Wie extrem die Extreme E wirklich ist, stellt sich nur kurze Zeit später heraus: Ein paar Minuten nach dem Fahrerwechsel verliert Hürtgen bei einer Bergfahrt mit über 120 km/h die Kontrolle. Das Fahrzeug überschlägt sich fünfmal, bis es schließlich auf dem Dach liegend zum Stillstand kommt. „Drei Minuten lang wussten wir nicht, ob sie noch lebt“, sagt Veranstalter Agag später, der Funk zum Fahrzeug war ausgefallen. Doch die Rettungssanitäter können Claudia Hürtgen aus dem Wagen befreien, glücklicherweise ohne größere Verletzungen. „Sobald du erst mal überschlägst, bist du nur noch Passagier in diesem Geschoss. Das geht dann alles sehr schnell“, erzählt mir eine ruhig und entspannt wirkende Claudia Hürtgen nur knapp eine halbe Stunde später. Das Team von Abt Cupra flucht, Agag dagegen freut sich. Er weiß, dass aufgrund der aufsehenerregenden Bilder des Unfalls die ganze Welt über sein Rennen berichten wird: „Das war ein spektakulärer erster Tag, besser hätte es gar nicht laufen können.“
Spektakulär, aber auch gefährlich. Die Bilanz noch vor Ende des ersten Renntags: drei kapitale Crashs plus diverse kleinere Zwischenfälle. Kein Wunder, bei Geschwindigkeiten von bis zu 170 km/h müssen die Fahrer auf der 8,8 Kilometer langen Runde zwischen Felsen, Canyons und Sanddünen stets den Kurs halten. Dabei gilt es, Höhenunterschiede von mehr als 400 Metern zu bewältigen, allein beim sogenannten Drop, einem der anspruchsvollsten Streckenabschnitte, geht es 100 Meter einen 45 Grad steilen Abhang nach unten. „Das fühlt sich wie beim Skifahren an, wenn man vor dem Abhang einer schwarzen Piste steht“, sagt der ehemalige Formel-1-Weltmeister Jenson Button, der nicht nur als Teamchef, sondern auch als Fahrer an der Extreme E teilnimmt. Neben ihm sind noch zwei weitere Formel-1-Weltmeister in die Extreme E eingestiegen: Nico Rosberg und Lewis Hamilton. Jedoch nur als Teamchefs, nicht als Fahrer.

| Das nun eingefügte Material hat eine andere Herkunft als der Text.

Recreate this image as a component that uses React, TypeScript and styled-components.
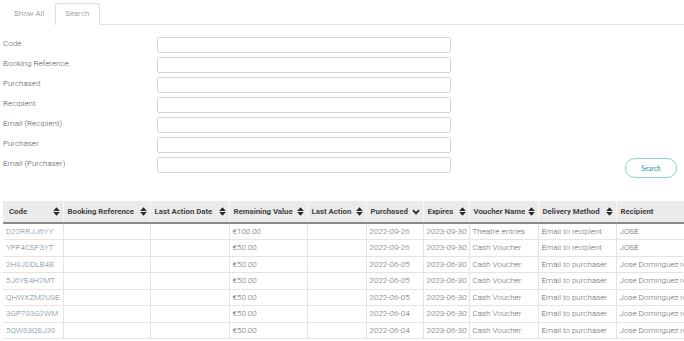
import React from "react";
import styled, { createGlobalStyle } from "styled-components";

const Global = createGlobalStyle`
  html, body { margin: 0; padding: 0; background: #fff; }
  body { font-family: Roboto, "Liberation Sans", Arial, sans-serif; overflow: hidden; }
  * { box-sizing: border-box; }
`;

const Page = styled.div`
  width: 684px;
  height: 341px;
  overflow: hidden;
  padding: 3px 0 0 3px;
`;

const TabBar = styled.div`
  display: flex;
  align-items: flex-end;
  height: 22px;
  border-bottom: 1px solid #e2e2e2;
`;

const Tab = styled.div<{ $active?: boolean }>`
  height: ${(p) => (p.$active ? "22px" : "21px")};
  padding: 0 ${(p) => (p.$active ? "9px" : "10px")} 3px;
  display: flex;
  align-items: center;
  font-size: 8px;
  color: ${(p) => (p.$active ? "#888" : "#777")};
  font-weight: 300;
  border: 1px solid ${(p) => (p.$active ? "#dedede" : "transparent")};
  border-bottom: none;
  border-radius: 3px 3px 0 0;
  background: #fff;
  margin-bottom: -1px;
`;

const FormArea = styled.div`
  display: flex;
  padding-top: 12px;
`;

const Fields = styled.div`
  display: flex;
  flex-direction: column;
`;

const FieldRow = styled.div`
  display: flex;
  align-items: center;
  height: 16px;
  margin-bottom: 4px;
`;

const Label = styled.label`
  width: 154px;
  font-size: 8px;
  font-weight: 300;
  color: #555;
  margin-top: -4px;
`;

const Input = styled.div`
  width: 294px;
  height: 16px;
  border: 1px solid #d6d6d6;
  border-radius: 2px;
  background: #fff;
`;

const Actions = styled.div`
  margin-left: auto;
  margin-right: 7px;
  align-self: flex-end;
  margin-bottom: -1px;
`;

const SearchButton = styled.button`
  width: 52px;
  height: 20px;
  border: 1px solid #86d0d6;
  border-radius: 10px;
  background: #fff;
  color: #56a9b2;
  font-family: Lato, "Open Sans", sans-serif;
  font-weight: 700;
  font-size: 6.5px;
  padding: 0;
`;

const TableWrap = styled.div`
  margin-top: 24px;
  width: 720px;
`;

const Table = styled.table`
  border-collapse: collapse;
  table-layout: fixed;
  width: 720px;
  font-size: 8px;
`;

const Th = styled.th`
  background: #ebebeb;
  height: 22px;
  padding: 0 3px 0 4px;
  text-align: left;
  font-weight: 700;
  font-size: 7.8px;
  color: #444;
  white-space: nowrap;
  border-bottom: 2px solid #8a8a8a;
  border-left: 1px solid #f8f8f8;
  &:first-child { border-left: none; padding-left: 6px; }
`;

const ThInner = styled.div`
  display: flex;
  align-items: center;
  justify-content: space-between;
  gap: 2px;
`;

const Td = styled.td<{ $link?: boolean }>`
  height: 16.5px;
  padding: 0 3px;
  font-weight: 300;
  font-size: 8px;
  color: ${(p) => (p.$link ? "#6f8aa0" : "#666")};
  white-space: nowrap;
  overflow: hidden;
  border-bottom: 1px solid #e4e4e4;
  border-left: 1px solid #e4e4e4;
  &:first-child { border-left: none; }
`;

const SortIcon = () => (
  <svg width="7" height="9" viewBox="0 0 7 9" style={{ flexShrink: 0 }}>
    <path d="M3.5 0.3 L6.8 4 L0.2 4 Z" fill="#2a2a2a" />
    <path d="M3.5 8.7 L6.8 5 L0.2 5 Z" fill="#2a2a2a" />
  </svg>
);

const ChevronIcon = () => (
  <svg width="8" height="6" viewBox="0 0 8 6" style={{ flexShrink: 0 }}>
    <path d="M1 1.2 L4 4.4 L7 1.2" stroke="#2a2a2a" strokeWidth="1.8" fill="none" />
  </svg>
);

const labels = [
  "Code",
  "Booking Reference",
  "Purchased",
  "Recipient",
  "Email (Recipient)",
  "Purchaser",
  "Email (Purchaser)",
];

const columns: { title: string; width: number; icon: "sort" | "chev" | "none" }[] = [
  { title: "Code", width: 60, icon: "sort" },
  { title: "Booking Reference", width: 87, icon: "sort" },
  { title: "Last Action Date", width: 79, icon: "sort" },
  { title: "Remaining Value", width: 78, icon: "sort" },
  { title: "Last Action", width: 59, icon: "sort" },
  { title: "Purchased", width: 57, icon: "chev" },
  { title: "Expires", width: 46, icon: "sort" },
  { title: "Voucher Name", width: 69, icon: "sort" },
  { title: "Delivery Method", width: 78, icon: "sort" },
  { title: "Recipient", width: 107, icon: "none" },
];

const rows = [
  ["D22RRJJ6YY", "", "", "€100.00", "", "2022-09-26", "2023-09-30", "Theatre entries", "Email to recipient", "JOSE"],
  ["YPF4CSP3YT", "", "", "€50.00", "", "2022-09-26", "2023-09-30", "Cash Voucher", "Email to recipient", "JOSE"],
  ["2H9JDDLB4B", "", "", "€50.00", "", "2022-06-05", "2023-06-30", "Cash Voucher", "Email to purchaser", "Jose Dominguez re"],
  ["5J6YE4H2MT", "", "", "€50.00", "", "2022-06-05", "2023-06-30", "Cash Voucher", "Email to purchaser", "Jose Dominguez re"],
  ["QHWXZM2U9E", "", "", "€50.00", "", "2022-06-05", "2023-06-30", "Cash Voucher", "Email to purchaser", "Jose Dominguez re"],
  ["3GP793G2WM", "", "", "€50.00", "", "2022-06-04", "2023-06-30", "Cash Voucher", "Email to purchaser", "Jose Dominguez re"],
  ["5QW63QSJ39", "", "", "€50.00", "", "2022-06-04", "2023-06-30", "Cash Voucher", "Email to purchaser", "Jose Dominguez re"],
];

export default function App() {
  return (
    <>
      <Global />
      <Page>
        <TabBar>
          <Tab>Show All</Tab>
          <Tab $active>Search</Tab>
        </TabBar>
        <FormArea>
          <Fields>
            {labels.map((l) => (
              <FieldRow key={l}>
                <Label>{l}</Label>
                <Input />
              </FieldRow>
            ))}
          </Fields>
          <Actions>
            <SearchButton>Search</SearchButton>
          </Actions>
        </FormArea>
        <TableWrap>
          <Table>
            <colgroup>
              {columns.map((c) => (
                <col key={c.title} style={{ width: c.width }} />
              ))}
            </colgroup>
            <thead>
              <tr>
                {columns.map((c) => (
                  <Th key={c.title}>
                    <ThInner>
                      <span>{c.title}</span>
                      {c.icon === "sort" && <SortIcon />}
                      {c.icon === "chev" && <ChevronIcon />}
                    </ThInner>
                  </Th>
                ))}
              </tr>
            </thead>
            <tbody>
              {rows.map((r) => (
                <tr key={r[0]}>
                  {r.map((v, i) => (
                    <Td key={i} $link={i === 0}>
                      {v}
                    </Td>
                  ))}
                </tr>
              ))}
            </tbody>
          </Table>
        </TableWrap>
      </Page>
    </>
  );
}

„Ich bin froh, dass ich nicht hinter dem Steuer sitzen muss. Das wäre mir auch zu riskant, schließlich bin ich kein professioneller Rallye-Fahrer“, sagt Rosberg. „Um hier bestehen zu können, muss man mit allen Wassern gewaschen und hart im Nehmen sein.“
Anscheinend sieht das auch die Rennleitung so und reduziert ab der zweiten Qualifying-Runde die Leistung der Fahrzeuge für das restliche Rennen von 544 PS auf 306 PS. Insofern kommt es am zweiten Renntag, obwohl jetzt im K.-o.-System immer bis zu drei Wagen gleichzeitig auf der Strecke gegeneinander antreten, zu deutlich weniger Zwischenfällen. Aufgrund der Sichtverhältnisse gewinnt fast immer das Fahrzeug, das sich in den ersten 30 Sekunden an die Spitze setzen kann. Die riesige Staubwolke dahinter verhindert gewagte Überholmanöver. Im Finale kommt es zum Duell Rosberg vs. Hamilton – wie zuletzt 2016 in der Formel 1. Und wie damals kann sich auch heute das Team Rosberg durchsetzen. Nur die Champagner-Dusche für die Sieger muss ausfallen. Alkohol, in welcher Form auch immer, ist in Saudi-Arabien streng verboten.
Am Ende bleibt festzuhalten: Die Extreme E zieht Motorsport-Freunde wie mich dank ihrer atemberaubenden „Mad Max“-Wüstenkulisse definitiv in ihren Bann. Ganz abgesehen davon, dass man endlich einmal in einer Rennsportserie genauso viele männliche wie weibliche Fahrtalente zu sehen bekommt. Zugegeben, der Umweltaspekt der Extreme-E-Rennserie klingt verdächtig nach Greenwashing. Aber immerhin redet man nicht nur davon, grün zu sein, man setzt es auch oft konkret um. So werden die Batterien der Fahrzeuge mittels Brennstoffzelle und Wasserstoff geladen. Und der Einsatz des ehemaligen Frachtschiffs „St. Helena“ ist deutlich nachhaltiger als ein Transport per Flugzeug. Ob man jedoch eine Rennserie ausgerechnet in einem Staat wie Saudi-Arabien starten muss, der laut Amnesty International nicht unbedingt für die Achtung der Menschenrechte bekannt ist und dessen Haupteinnahmequelle aus dem Verkauf von fossilen Brennstoffen stammt, ist natürlich eine andere Frage. Ich jedenfalls freue mich auf das nächste Rennen, das am 29. und 30. Mai im Senegal stattfindet. Auch wenn ich es dieses Mal im Fernsehen und nicht live vor Ort ansehen werde.